From the perspective of Quantum Dialectics, these phenomena are not isolated curiosities but expressions of the inherent contradictions within space itself. Space contains within it cohesive forces that generate stability and localization, manifesting as particles, virtual particle pairs, and structured field configurations that temporarily condense the vacuum’s energy into localized forms. Simultaneously, space embodies decohesive forces, expressing themselves as expansion and fluctuation, as seen in dark energy, cosmic inflation, and zero-point oscillations, which resist localization and drive the universe toward openness and transformation.
The dialectical interplay between these cohesive and decohesive forces within space generates fields, forces, and particles as emergent, higher-order forms of matter. Cohesion within space drives the structuring and quantization of fields into localized phenomena, while decohesion ensures that these structures are dynamic, interactive, and capable of transformation. This dynamic tension is not a defect or anomaly but the generative engine of cosmic evolution, giving rise to the layered complexity of the universe, from quantum fluctuations to the birth of galaxies.
In this light, space is not a passive container but matter in its most general, abstract, and potential form. It is a material substrate densely packed with structured tensions and potentialities, capable of transforming into all concrete forms of matter-energy under appropriate conditions. Whether manifesting as a quantum fluctuation, a particle, a field, or a force, these forms represent specific resolutions of the contradictions inherent within space itself, emerging through the dialectical processes that govern the unfolding of material reality.
Through this lens, space becomes the womb of the cosmos, the field of becoming from which the universe continually emerges, and the dynamic stage upon which the dialectic of matter plays out, driving the transformation of the possible into the actual in a continuous process of creation, structuring, and dissolution.
Einstein’s famous relation E = mc^2 represents a profound unification within physics, demonstrating that mass and energy are fundamentally equivalent, interconvertible manifestations of the same underlying reality. This insight dismantled the classical notion of mass and energy as separate substances, showing instead that mass is simply a highly concentrated form of energy, while energy can, under the right conditions, condense into mass. However, despite this revolutionary unification, space remained conceptually separate within Einstein’s framework, treated primarily as a geometric structure that curves in the presence of mass and energy, rather than as an active, material participant in the same ontological continuum.
In Quantum Dialectics, we advance this unification further by proposing a dialectical triad that integrates space into this relationship, not as a passive backdrop but as an active, primordial form of matter, coexisting and transforming with mass and energy.

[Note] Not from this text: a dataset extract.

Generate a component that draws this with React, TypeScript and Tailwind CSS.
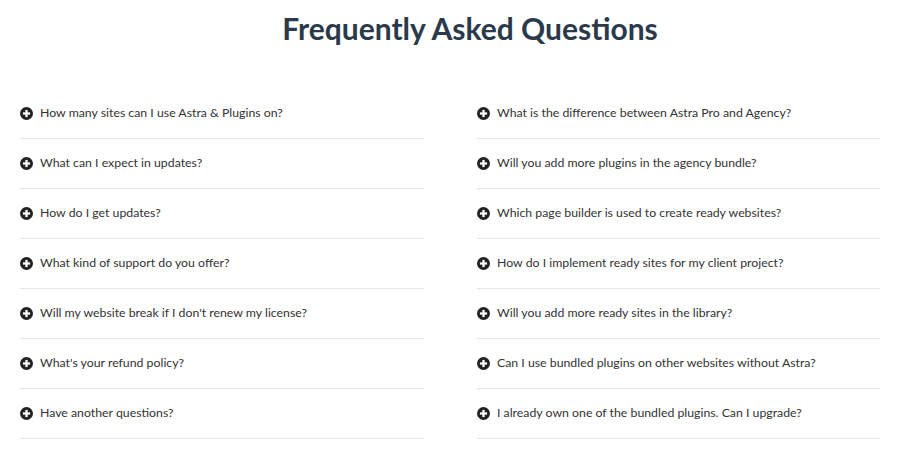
import React from 'react';

const left = [
  'How many sites can I use Astra & Plugins on?',
  'What can I expect in updates?',
  'How do I get updates?',
  'What kind of support do you offer?',
  "Will my website break if I don't renew my license?",
  "What's your refund policy?",
  'Have another questions?',
];

const right = [
  'What is the difference between Astra Pro and Agency?',
  'Will you add more plugins in the agency bundle?',
  'Which page builder is used to create ready websites?',
  'How do I implement ready sites for my client project?',
  'Will you add more ready sites in the library?',
  'Can I use bundled plugins on other websites without Astra?',
  'I already own one of the bundled plugins. Can I upgrade?',
];

const PlusCircle = () => (
  <svg viewBox="0 0 16 16" className="w-[13px] h-[13px] shrink-0">
    <circle cx="8" cy="8" r="8" fill="#222" />
    <rect x="6.6" y="3.6" width="2.8" height="8.8" fill="#fff" />
    <rect x="3.6" y="6.6" width="8.8" height="2.8" fill="#fff" />
  </svg>
);

const FaqColumn: React.FC<{ items: string[] }> = ({ items }) => (
  <div className="flex flex-col">
    {items.map((q) => (
      <div key={q} className="h-[50px] flex items-center gap-[7px] border-b border-[#e6e6e6]">
        <PlusCircle />
        <span className="text-[12.3px] text-[#333]">{q}</span>
      </div>
    ))}
  </div>
);

export default function App() {
  return (
    <div className="w-[900px] h-[465px] bg-white overflow-hidden font-['Lato',sans-serif]">
      <h2 className="pt-[9px] h-[89px] text-center text-[30px] leading-[38px] font-bold text-[#2b3a4a] pl-[40px]">
        Frequently Asked Questions
      </h2>
      <div className="grid grid-cols-[404px_403px] gap-x-[53px] px-5">
        <FaqColumn items={left} />
        <FaqColumn items={right} />
      </div>
    </div>
  );
}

In this expanded framework:
Mass is condensed space, representing space that has been structured, stabilized, and localized into quantized entities such as particles and matter clusters. Here, the cohesive forces within space overcome decohesive tendencies, leading to the emergence of localized structures that we identify as mass.
Energy is dynamic space, representing space in motion, transformation, oscillation, and wave-like propagation. It embodies the decohesive forces and dynamic aspects of space that allow it to transmit influence, perform work, and transform across fields and particles without necessarily condensing into stable, localized structures.
Space itself is extended mass-energy, representing matter in its most expanded, generalized, and potential state. It contains within itself the structured tensions and contradictions that give rise to both mass (through condensation and stabilization) and energy (through motion and oscillation) under appropriate conditions.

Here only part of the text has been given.